→ **TO DO**:
Do not repeat pictures. Repeat exactly the lines of the listing below from its first line through the line with "import React from".

→ **SOURCE MATERIAL**:
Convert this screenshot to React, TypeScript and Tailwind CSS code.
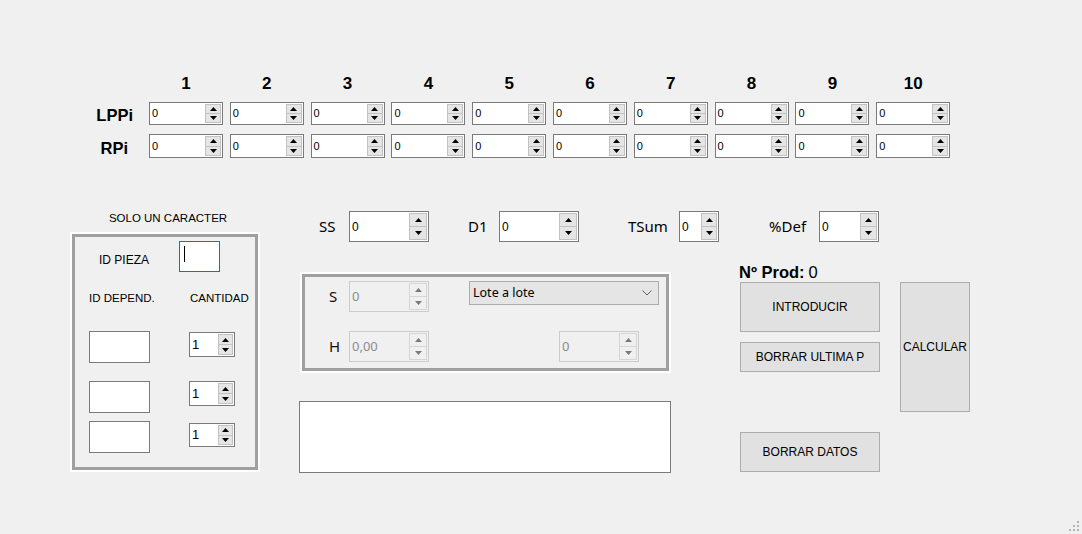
import React from "react";

function Arrow({ up, color }: { up: boolean; color: string }) {
  return (
    <svg width="7" height="4" viewBox="0 0 7 4" className="block">
      <polygon points={up ? "0,4 3.5,0 7,4" : "0,0 7,0 3.5,4"} fill={color} />
    </svg>
  );
}

function Spin({
  box,
  btn,
  value,
  disabled = false,
  text = "text-[11px]",
}: {
  box: string;
  btn: string;
  value: string;
  disabled?: boolean;
  text?: string;
}) {
  const half = disabled
    ? "flex-1 flex items-center justify-center bg-[#f0f0f0] border border-[#d6d6d6]"
    : "flex-1 flex items-center justify-center bg-[#e5e5e5] border border-[#c2c2c2]";
  return (
    <div
      className={`${box} flex border ${
        disabled ? "bg-[#f0f0f0] border-[#cccccc]" : "bg-white border-[#7a7a7a]"
      }`}
    >
      <div
        className={`flex-1 flex items-center pl-[2px] ${text} ${
          disabled ? "text-[#8c8c8c]" : "text-black"
        }`}
      >
        {value}
      </div>
      <div className={`${btn} flex flex-col my-[1px] mr-[1px]`}>
        <div className={half}>
          <Arrow up color={disabled ? "#7a7a7a" : "#000"} />
        </div>
        <div className={`${half} -mt-px`}>
          <Arrow up={false} color={disabled ? "#7a7a7a" : "#000"} />
        </div>
      </div>
    </div>
  );
}

function Btn({ cls, label }: { cls: string; label: string }) {
  return (
    <div
      className={`${cls} bg-[#e1e1e1] border border-[#adadad] flex items-center justify-center text-[12px] text-black`}
    >
      {label}
    </div>
  );
}

function GroupBox({ cls, children }: { cls: string; children: React.ReactNode }) {
  return (
    <div className={`${cls} border-2 border-white`}>
      <div className="w-full h-full border-[3px] border-[#a0a0a0]">{children}</div>
    </div>
  );
}

const cols = ["1", "2", "3", "4", "5", "6", "7", "8", "9", "10"];

export default function App() {
  return (
    <div className="relative w-[1082px] h-[534px] bg-[#f0f0f0] font-['Liberation_Sans',Arial,sans-serif] text-black overflow-hidden">
      {/* Top grid */}
      <div className="pt-[72px] flex flex-col">
        <div className="flex h-[22px] items-center">
          <div className="w-[149px] shrink-0" />
          <div className="grid grid-cols-[repeat(10,74px)] gap-x-[6.8px]">
            {cols.map((c) => (
              <div key={c} className="text-center text-[17px] font-bold leading-none">
                {c}
              </div>
            ))}
          </div>
        </div>
        <div className="flex mt-[8px] h-[23px]">
          <div className="w-[133px] shrink-0 text-right text-[16.5px] font-bold flex items-center justify-end pt-[4px]">
            LPPi
          </div>
          <div className="ml-[16px] grid grid-cols-[repeat(10,74px)] gap-x-[6.8px]">
            {cols.map((c) => (
              <Spin key={c} box="w-[74px] h-[23px]" btn="w-[16px]" value="0" />
            ))}
          </div>
        </div>
        <div className="flex mt-[9px] h-[24px]">
          <div className="w-[133px] shrink-0 text-right text-[16.5px] font-bold flex items-center justify-end pr-[5px] pt-[5px]">
            RPi
          </div>
          <div className="ml-[16px] grid grid-cols-[repeat(10,74px)] gap-x-[6.8px]">
            {cols.map((c) => (
              <Spin key={c} box="w-[74px] h-[24px]" btn="w-[16px]" value="0" />
            ))}
          </div>
        </div>
      </div>

      {/* Lower section */}
      <div className="mt-[53px] flex items-start">
        {/* Left column */}
        <div className="ml-[70px] w-[190px] flex flex-col">
          <div className="h-[16px] flex items-center justify-center pl-[6px] text-[11.5px]">
            SOLO UN CARACTER
          </div>
          <GroupBox cls="mt-[5px] w-[190px] h-[240px]">
            <div className="flex flex-col">
              <div className="mt-[4px] flex items-center">
                <div className="ml-[24px] w-[80px] text-[12px] pt-[6px]">ID PIEZA</div>
                <div className="w-[41px] h-[31px] bg-white border border-[#0078d7] flex items-start">
                  <div className="ml-[4px] mt-[4px] w-[1px] h-[16px] bg-black" />
                </div>
              </div>
              <div className="mt-[20px] h-[14px] flex items-center text-[11.5px]">
                <div className="ml-[14px] w-[101px]">ID DEPEND.</div>
                <div>CANTIDAD</div>
              </div>
              <div className="mt-[25px] flex items-start">
                <div className="ml-[14px] w-[61px] h-[32px] bg-white border border-[#7a7a7a]" />
                <div className="ml-[39px] mt-[1px]">
                  <Spin box="w-[46px] h-[25px]" btn="w-[15px]" value="1" text="text-[13px]" />
                </div>
              </div>
              <div className="mt-[18px] flex items-start">
                <div className="ml-[14px] w-[61px] h-[32px] bg-white border border-[#7a7a7a]" />
                <div className="ml-[39px]">
                  <Spin box="w-[46px] h-[25px]" btn="w-[15px]" value="1" text="text-[13px]" />
                </div>
              </div>
              <div className="mt-[8px] flex items-start">
                <div className="ml-[14px] w-[61px] h-[32px] bg-white border border-[#7a7a7a]" />
                <div className="ml-[39px] mt-[2px]">
                  <Spin box="w-[46px] h-[24px]" btn="w-[15px]" value="1" text="text-[13px]" />
                </div>
              </div>
            </div>
          </GroupBox>
        </div>

        {/* Right region */}
        <div className="ml-[39px] flex flex-col">
          <div className="h-[31px] flex items-center font-['Noto_Sans',sans-serif] text-[15px]">
            <div className="ml-[20px] w-[30px]">SS</div>
            <Spin box="w-[80px] h-[31px]" btn="w-[18px]" value="0" text="text-[12px] font-['Liberation_Sans',Arial,sans-serif]" />
            <div className="ml-[39px] w-[31px]">D1</div>
            <Spin box="w-[80px] h-[31px]" btn="w-[18px]" value="0" text="text-[12px] font-['Liberation_Sans',Arial,sans-serif]" />
            <div className="ml-[49px] w-[51px]">TSum</div>
            <Spin box="w-[40px] h-[31px]" btn="w-[16px]" value="0" text="text-[12px] font-['Liberation_Sans',Arial,sans-serif]" />
            <div className="ml-[50px] w-[50px]">%Def</div>
            <Spin box="w-[60px] h-[31px]" btn="w-[17px]" value="0" text="text-[12px] font-['Liberation_Sans',Arial,sans-serif]" />
          </div>

          <div className="mt-[20px] flex items-start">
            {/* Middle column */}
            <div className="w-[372px] pt-[10px] flex flex-col">
              <GroupBox cls="ml-[1px] w-[371px] h-[101px]">
                <div className="flex flex-col font-['Noto_Sans',sans-serif]">
                  <div className="mt-[4px] flex items-start">
                    <div className="ml-[24px] w-[20px] h-[31px] flex items-center text-[15px] text-[#1a0a0a]">S</div>
                    <Spin box="w-[80px] h-[31px]" btn="w-[18px]" value="0" disabled text="text-[13px]" />
                    <div className="ml-[40px] w-[190px] h-[24px] bg-[#e5e5e5] border border-[#acacac] flex items-center justify-between pl-[3px] pr-[6px] text-[12.5px]">
                      <span>Lote a lote</span>
                      <svg width="10" height="6" viewBox="0 0 10 6">
                        <polyline points="0.5,0.5 5,5 9.5,0.5" fill="none" stroke="#606060" strokeWidth="1" />
                      </svg>
                    </div>
                  </div>
                  <div className="mt-[19px] flex items-start">
                    <div className="ml-[24px] w-[20px] h-[31px] flex items-center text-[15px] text-[#1a0a0a]">H</div>
                    <Spin box="w-[80px] h-[31px]" btn="w-[18px]" value="0,00" disabled text="text-[13px]" />
                    <div className="ml-[130px]">
                      <Spin box="w-[80px] h-[31px]" btn="w-[18px]" value="0" disabled text="text-[13px]" />
                    </div>
                  </div>
                </div>
              </GroupBox>
              <div className="mt-[28px] w-[372px] h-[72px] bg-white border border-[#7a7a7a]" />
            </div>

            {/* Right column */}
            <div className="ml-[68px] flex flex-col">
              <div className="h-[20px] flex items-center text-[16.5px]">
                <span className="font-bold">Nº Prod:</span>
                <span className="ml-[4px]">0</span>
              </div>
              <div className="flex items-start ml-[1px]">
                <div className="flex flex-col">
                  <Btn cls="w-[140px] h-[50px]" label="INTRODUCIR" />
                  <Btn cls="mt-[10px] w-[140px] h-[30px]" label="BORRAR ULTIMA P" />
                  <Btn cls="mt-[60px] w-[140px] h-[40px]" label="BORRAR DATOS" />
                </div>
                <Btn cls="ml-[20px] w-[70px] h-[130px]" label="CALCULAR" />
              </div>
            </div>
          </div>
        </div>
      </div>

      {/* Size grip */}
      <svg className="absolute right-[2px] bottom-[2px]" width="12" height="12" viewBox="0 0 12 12">
        <rect x="9" y="1" width="2" height="2" fill="#b4b4b4" />
        <rect x="5" y="5" width="2" height="2" fill="#b4b4b4" />
        <rect x="9" y="5" width="2" height="2" fill="#b4b4b4" />
        <rect x="1" y="9" width="2" height="2" fill="#b4b4b4" />
        <rect x="5" y="9" width="2" height="2" fill="#b4b4b4" />
        <rect x="9" y="9" width="2" height="2" fill="#b4b4b4" />
      </svg>
    </div>
  );
}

→ **THE REPLY**:
Convert this screenshot to React, TypeScript and Tailwind CSS code.
import React from "react";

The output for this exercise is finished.